- **Exercise prompt**
Repeat, exactly and only, the lines from the beginning of the data through the line with "string; description: string;". Pictures are left out.

- **Data provided**
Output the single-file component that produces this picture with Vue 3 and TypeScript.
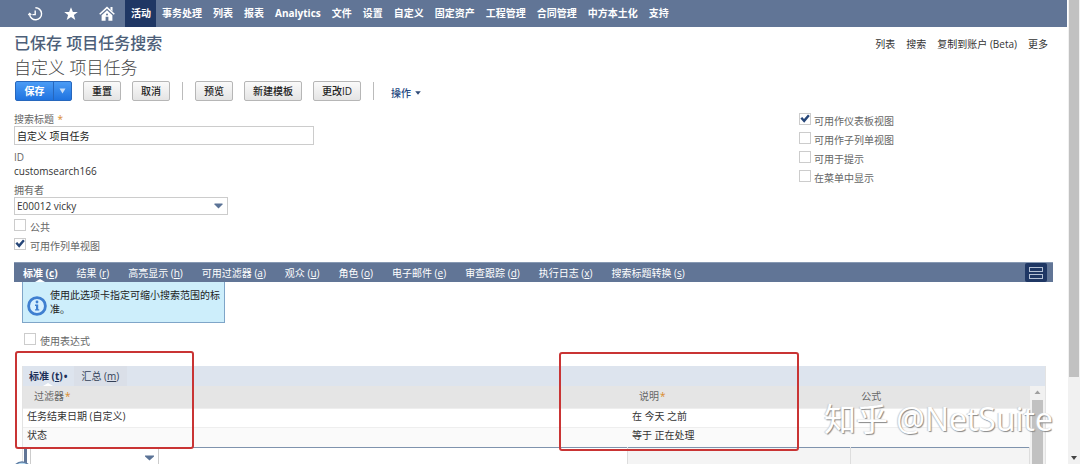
<script setup lang="ts">
import { ref } from 'vue'

interface Flag { id: string; label: string; checked: boolean }
interface Tab { label: string; key: string }
interface Filter { name: string; description: string; formula: string }

const menu: string[] = ['活动', '事务处理', '列表', '报表', 'Analytics', '文件', '设置', '自定义', '固定资产', '工程管理', '合同管理', '中方本土化', '支持']
const activeMenu = ref('活动')
const pageLinks: string[] = ['列表', '搜索', '复制到账户 (Beta)', '更多']

const title = ref('自定义 项目任务')
const owner = ref('E00012 vicky')
const newFilter = ref('')

const leftFlags = ref<Flag[]>([
  { id: 'public', label: '公共', checked: false },
  { id: 'listview', label: '可用作列单视图', checked: true },
])
const rightFlags = ref<Flag[]>([
  { id: 'dashboard', label: '可用作仪表板视图', checked: true },
  { id: 'sublist', label: '可用作子列单视图', checked: false },
  { id: 'reminder', label: '可用于提示', checked: false },
  { id: 'inmenu', label: '在菜单中显示', checked: false },
])
const useExpression = ref(false)

const tabs: Tab[] = [
  { label: '标准', key: 'c' },
  { label: '结果', key: 'r' },
  { label: '高亮显示', key: 'h' },
  { label: '可用过滤器', key: 'a' },
  { label: '观众', key: 'u' },
  { label: '角色', key: 'o' },
  { label: '电子邮件', key: 'e' },
  { label: '审查跟踪', key: 'd' },
  { label: '执行日志', key: 'x' },
  { label: '搜索标题转换', key: 's' },
]
const activeTab = ref('c')

const filters: Filter[] = [
  { name: '任务结束日期 (自定义)', description: '在 今天 之前', formula: '' },
  { name: '状态', description: '等于 正在处理', formula: '' },
]
</script>

<template>
  <div class="shell">
    <main class="page">
      <nav class="menubar">
        <a class="menu-icon" href="#" aria-label="recent">
          <svg width="16" height="16" viewBox="0 0 16 16" fill="none" stroke="#fff" stroke-width="1.4">
            <path d="M8.4 1.8A6 6 0 1 1 2.6 8.4" />
            <path d="M8.2 4.4V8.6H5.4" />
            <path d="M1.4 9.2L2.6 7.4L4.4 8.8" />
          </svg>
        </a>
        <a class="menu-icon" href="#" aria-label="favorites">
          <svg width="16" height="16" viewBox="0 0 16 16" fill="#fff">
            <path d="M8 1.2L9.9 6H14.8L10.9 9.1L12.3 14L8 11.1L3.7 14L5.1 9.1L1.2 6H6.1Z" />
          </svg>
        </a>
        <a class="menu-icon" href="#" aria-label="home">
          <svg width="16" height="16" viewBox="0 0 16 16">
            <path d="M0.7 8.2L8 1.6L15.3 8.2" fill="none" stroke="#fff" stroke-width="1.5" />
            <path d="M11.5 1H13.5V5.4L11.5 3.6Z" fill="#fff" />
            <path d="M2.6 9.2L8 4.3L13.4 9.2V14.8H9.4V10.8H6.6V14.8H2.6Z" fill="#fff" />
            <circle cx="8" cy="8.4" r="1" fill="#617596" />
          </svg>
        </a>
        <a
          v-for="m in menu"
          :key="m"
          href="#"
          class="menu-item"
          :class="{ active: m === activeMenu }"
          @click.prevent="activeMenu = m"
        >{{ m }}</a>
      </nav>

      <header class="heading">
        <div>
          <h1>已保存 项目任务搜索</h1>
          <h2>自定义 项目任务</h2>
        </div>
        <div class="page-links">
          <a v-for="l in pageLinks" :key="l" href="#">{{ l }}</a>
        </div>
      </header>

      <div class="toolbar">
        <div class="split">
          <button type="button" class="save">保存</button>
          <button type="button" class="save-more" aria-label="more">
            <svg width="7" height="6" viewBox="0 0 7 6"><path d="M0.5 0.5H6.5L3.5 5.5Z" fill="#c6ddf8" /></svg>
          </button>
        </div>
        <button type="button" class="btn">重置</button>
        <button type="button" class="btn">取消</button>
        <span class="divider"></span>
        <button type="button" class="btn">预览</button>
        <button type="button" class="btn">新建模板</button>
        <button type="button" class="btn">更改ID</button>
        <span class="divider"></span>
        <button type="button" class="actions">
          操作
          <svg width="6" height="4" viewBox="0 0 6 4"><path d="M0.2 0.3H5.8L3 3.8Z" fill="#2f4b78" /></svg>
        </button>
      </div>

      <section class="form">
        <div class="col">
          <label class="caption" for="title">搜索标题 <span class="req">*</span></label>
          <input id="title" v-model="title" class="text-input" type="text">
          <span class="caption id-caption">ID</span>
          <span class="value">customsearch166</span>
          <label class="caption" for="owner">拥有者</label>
          <div class="select-box">
            <select id="owner" v-model="owner">
              <option>E00012 vicky</option>
            </select>
            <svg class="caret" width="9" height="6" viewBox="0 0 9 6"><path d="M0.5 0.5H8.5V1.5L4.5 5.5L0.5 1.5Z" fill="#5b7396" /></svg>
          </div>
          <div class="left-flags">
            <div v-for="f in leftFlags" :key="f.id" class="flag">
              <input :id="f.id" v-model="f.checked" type="checkbox">
              <label :for="f.id">{{ f.label }}</label>
            </div>
          </div>
        </div>
        <div class="col">
          <div v-for="f in rightFlags" :key="f.id" class="flag">
            <input :id="f.id" v-model="f.checked" type="checkbox">
            <label :for="f.id">{{ f.label }}</label>
          </div>
        </div>
      </section>

      <div class="tabbar">
        <button
          v-for="t in tabs"
          :key="t.key"
          type="button"
          class="tab"
          :class="{ active: t.key === activeTab }"
          @click="activeTab = t.key"
        >{{ t.label }} (<u>{{ t.key }}</u>)</button>
        <button type="button" class="layout-btn" aria-label="layout">
          <svg width="14" height="12" viewBox="0 0 14 12" fill="none" stroke="#b4c0d4" stroke-width="1">
            <rect x="0.5" y="0.5" width="13" height="4" />
            <rect x="0.5" y="7.5" width="13" height="4" />
          </svg>
        </button>
      </div>

      <section class="criteria">
        <div class="hint">
          <svg width="20" height="20" viewBox="0 0 20 20">
            <circle cx="10" cy="10" r="8.4" fill="#d6efff" stroke="#3f7fd0" stroke-width="2.8" />
            <circle cx="10" cy="6" r="1.4" fill="#3f7fd0" />
            <path d="M8 8.6H11.2V13.2H12.2V14.6H8V13.2H9V10H8Z" fill="#3f7fd0" />
          </svg>
          <p>使用此选项卡指定可缩小搜索范围的标准。</p>
        </div>
        <div class="flag expr">
          <input id="expr" v-model="useExpression" type="checkbox">
          <label for="expr">使用表达式</label>
        </div>

        <div class="panel">
          <div class="subtabs">
            <button type="button" class="subtab active">标准 (<u>t</u>)<span class="dot">•</span></button>
            <button type="button" class="subtab">汇总 (<u>m</u>)</button>
          </div>
          <div class="grid-area">
            <table>
              <colgroup>
                <col class="c-name">
                <col class="c-desc">
                <col>
              </colgroup>
              <thead>
                <tr>
                  <th>过滤器<span class="req">*</span></th>
                  <th>说明<span class="req">*</span></th>
                  <th>公式</th>
                </tr>
              </thead>
              <tbody>
                <tr v-for="f in filters" :key="f.name">
                  <td>{{ f.name }}</td>
                  <td>{{ f.description }}</td>
                  <td>{{ f.formula }}</td>
                </tr>
                <tr class="edit">
                  <td>
                    <div class="select-box new-filter">
                      <select v-model="newFilter" aria-label="过滤器">
                        <option value=""></option>
                      </select>
                      <svg class="caret" width="9" height="6" viewBox="0 0 9 6"><path d="M0 0.5H9V1.5L4.5 5.5L0 1.5Z" fill="#5b7396" /></svg>
                    </div>
                    <svg class="row-handle" width="20" height="20" viewBox="0 0 20 20"><circle cx="10" cy="10" r="9" fill="#b9dcf2" stroke="#5f7da3" stroke-width="1.5" /></svg>
                  </td>
                  <td></td>
                  <td></td>
                </tr>
              </tbody>
            </table>
            <div class="grid-scroll">
              <svg width="7" height="4" viewBox="0 0 7 4"><path d="M0.5 4L3.5 0.5L6.5 4Z" fill="#a0a0a0" /></svg>
              <div class="grid-thumb"></div>
            </div>
          </div>
        </div>
        <div class="mark mark-left"></div>
        <div class="mark mark-right"></div>
        <div class="watermark">知乎 @NetSuite</div>
      </section>
    </main>

    <div class="scrollbar">
      <div class="thumb"></div>
      <svg width="6" height="4" viewBox="0 0 6 4"><path d="M0 0H6L3 4Z" fill="#444" /></svg>
    </div>
  </div>
</template>

<style>
body {
  margin: 0;
  background: #fff;
}
</style>

<style scoped>
.shell {
  display: flex;
  height: 100vh;
  overflow: hidden;
  font-family: "Open Sans", "Noto Sans CJK SC", sans-serif;
  font-size: 10px;
  line-height: 14px;
  color: #333;
}
.shell * {
  box-sizing: border-box;
}
button, input, select {
  font: inherit;
  margin: 0;
}
button {
  padding: 0;
  border: 0;
  background: none;
  white-space: nowrap;
}
a {
  color: inherit;
  text-decoration: none;
}
svg {
  display: block;
}
.page {
  flex: 1;
  min-width: 0;
}
.scrollbar {
  flex: 0 0 12px;
  display: flex;
  flex-direction: column;
  align-items: center;
  justify-content: space-between;
  padding-bottom: 4px;
  background: #f1f1f1;
}
.thumb {
  width: 10px;
  height: 82%;
  background: #c1c1c1;
}

.menubar {
  display: flex;
  height: 27px;
  margin-right: 1px;
  padding-left: 17px;
  background: #617596;
  color: #fff;
  font-weight: 700;
}
.menu-icon {
  display: flex;
  align-items: center;
  justify-content: center;
  width: 36px;
}
.menu-item {
  padding: 0 5px 0 6px;
  line-height: 26px;
  white-space: nowrap;
}
.menu-item.active {
  background: #1f3764;
}

.heading {
  display: flex;
  justify-content: space-between;
  padding: 4px 20px 0 14px;
}
h1, h2 {
  margin: 0;
}
h1 {
  font-size: 16px;
  line-height: 24px;
  font-weight: 500;
  color: #4d5f79;
}
h2 {
  font-size: 17px;
  line-height: 26px;
  font-weight: 300;
  color: #444;
}
.page-links {
  display: flex;
  gap: 11px;
  padding-top: 6px;
}

.toolbar {
  display: flex;
  align-items: center;
  gap: 11px;
  padding: 0 15px;
}
.btn {
  height: 20px;
  padding: 0 8px;
  border: 1px solid #b6b6b6;
  border-radius: 2px;
  background: linear-gradient(#fafafa, #e4e4e4);
  color: #222;
  font-weight: 500;
}
.split {
  display: flex;
  height: 20px;
  border: 1px solid #2767bd;
  border-radius: 2px;
  background: linear-gradient(#4a9bf5, #1f73e0);
}
.save {
  width: 37px;
  color: #fff;
  font-weight: 700;
}
.save-more {
  display: flex;
  align-items: center;
  justify-content: center;
  width: 18px;
  border-left: 1px solid #2767bd;
}
.divider {
  width: 1px;
  height: 18px;
  margin: 0 1px;
  background: #bbb;
}
.actions {
  display: flex;
  align-items: center;
  gap: 4px;
  padding: 4px 0 0 5px;
  color: #24477f;
  font-weight: 500;
}

.form {
  display: grid;
  grid-template-columns: 785fr 269fr;
  padding: 11px 0 6px 14px;
}
.col {
  display: flex;
  flex-direction: column;
  align-items: flex-start;
}
.caption {
  color: #666;
}
.req {
  margin-left: 1px;
  color: #d98b2b;
}
.text-input {
  width: 300px;
  height: 19px;
  padding: 0 2px;
  border: 1px solid #ccc;
  color: #222;
}
.id-caption {
  margin-top: 5px;
}
.value {
  margin-bottom: 5px;
}
.select-box {
  position: relative;
  width: 214px;
}
select {
  display: block;
  width: 100%;
  height: 18px;
  padding: 0 2px;
  border: 1px solid #ccc;
  border-radius: 0;
  appearance: none;
  background: #fff;
  color: #333;
}
.caret {
  position: absolute;
  right: 5px;
  top: 6px;
  pointer-events: none;
}
.left-flags {
  padding-top: 3px;
}
.left-flags .flag {
  gap: 4px;
}
.flag {
  display: flex;
  align-items: flex-start;
  gap: 3px;
  height: 19px;
  color: #666;
}
.flag label {
  padding-top: 2px;
}
input[type="checkbox"] {
  appearance: none;
  width: 12px;
  height: 12px;
  margin-top: 1px;
  border: 1px solid #ccc;
  background: #fff;
}
input[type="checkbox"]:checked::before {
  content: "";
  display: block;
  width: 10px;
  height: 10px;
  background: #274779;
  clip-path: polygon(4% 44%, 22% 30%, 40% 50%, 80% 6%, 98% 20%, 42% 88%);
}

.tabbar {
  display: flex;
  align-items: center;
  gap: 19px;
  height: 20px;
  margin: 0 15px 0 14px;
  padding: 0 6px 0 9px;
  border-top: 1px solid #8799b3;
  background: #617596;
}
.tab {
  position: relative;
  height: 100%;
  color: #fff;
}
.tab.active {
  font-weight: 700;
}
.tab.active::after,
.subtab.active::after {
  content: "";
  position: absolute;
  left: 50%;
  bottom: 0;
  margin-left: -5px;
  border: 5px solid transparent;
  border-top: 0;
  border-bottom: 3px solid #fff;
}
.layout-btn {
  display: flex;
  align-items: center;
  justify-content: center;
  width: 22px;
  height: 19px;
  margin-left: auto;
  border-radius: 2px;
  background: #1f3764;
}

.criteria {
  position: relative;
  padding: 0 22px;
}
.hint {
  display: flex;
  align-items: flex-start;
  gap: 3px;
  width: 203px;
  height: 41px;
  padding: 6px 2px 0 4px;
  border: 1px solid #7fa5c8;
  border-top: 0;
  background: #cdeefb;
  color: #222;
}
.hint svg {
  flex: none;
  margin-top: 8px;
}
.hint p {
  margin: 0;
}
.expr {
  padding: 9px 0 0 2px;
  height: 43px;
  gap: 4px;
}
.panel {
  border-right: 1px solid #e3e3e3;
  border-left: 1px solid #e3e3e3;
}
.subtabs {
  display: flex;
  height: 20px;
  background: #dde4ee;
  color: #333f57;
}
.subtab {
  position: relative;
  height: 100%;
  padding: 0 6px;
  color: inherit;
}
.subtab + .subtab {
  padding: 0 8px;
  background: #dadfe8;
}
.subtab.active {
  color: #1c3058;
  font-weight: 700;
}
.dot {
  margin-left: 1px;
}
.grid-area {
  display: flex;
}
table {
  flex: 1;
  border-collapse: collapse;
  table-layout: fixed;
}
.c-name {
  width: 60.1%;
}
.c-desc {
  width: 22.1%;
}
th {
  height: 22px;
  padding: 0 11px 2px;
  background: #e5e5e5;
  color: #666;
  font-weight: 400;
  text-align: left;
}
td {
  height: 19px;
  padding: 0 4px 4px;
  border-top: 1px solid #eee;
}
tbody tr:nth-child(2) td {
  height: 20px;
  background: #fafafa;
}
.edit td {
  position: relative;
  height: 24px;
  padding: 0 0 0 7px;
  border-top: 1px solid #7f93ad;
  border-right: 1px solid #ddd;
  background: #f4f4f4;
}
.edit td:first-child {
  background: linear-gradient(to right, #fff 1px, #617596 1px, #617596 4px, #fff 4px);
}
.new-filter {
  width: 129px;
}
.new-filter select {
  height: 24px;
  border-top: 0;
}
.new-filter .caret {
  top: 7px;
}
.row-handle {
  position: absolute;
  left: -11px;
  top: 13px;
}
.grid-scroll {
  display: flex;
  flex-direction: column;
  align-items: center;
  gap: 6px;
  width: 15px;
  padding-top: 4px;
  background: #f1f1f1;
}
.grid-thumb {
  flex: 1;
  width: 11px;
  background: #c1c1c1;
}
.mark {
  position: absolute;
  border: 2px solid #c93434;
  border-radius: 3px;
  pointer-events: none;
}
.mark-left {
  left: 15px;
  top: 69px;
  width: 179px;
  height: 98px;
}
.mark-right {
  left: 52.3%;
  top: 70px;
  width: 22.5%;
  height: 99px;
}
.watermark {
  position: absolute;
  right: 15px;
  top: 118px;
  font-size: 32px;
  line-height: 38px;
  white-space: nowrap;
  color: #fff;
  text-shadow: 1px 1px 1px #888, -1px 0 1px #ccc;
  pointer-events: none;
}
</style>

- **Answer to this exercise**
Output the single-file component that produces this picture with Vue 3 and TypeScript.
<script setup lang="ts">
import { ref } from 'vue'

interface Flag { id: string; label: string; checked: boolean }
interface Tab { label: string; key: string }
interface Filter { name: string; description: string; formula: string }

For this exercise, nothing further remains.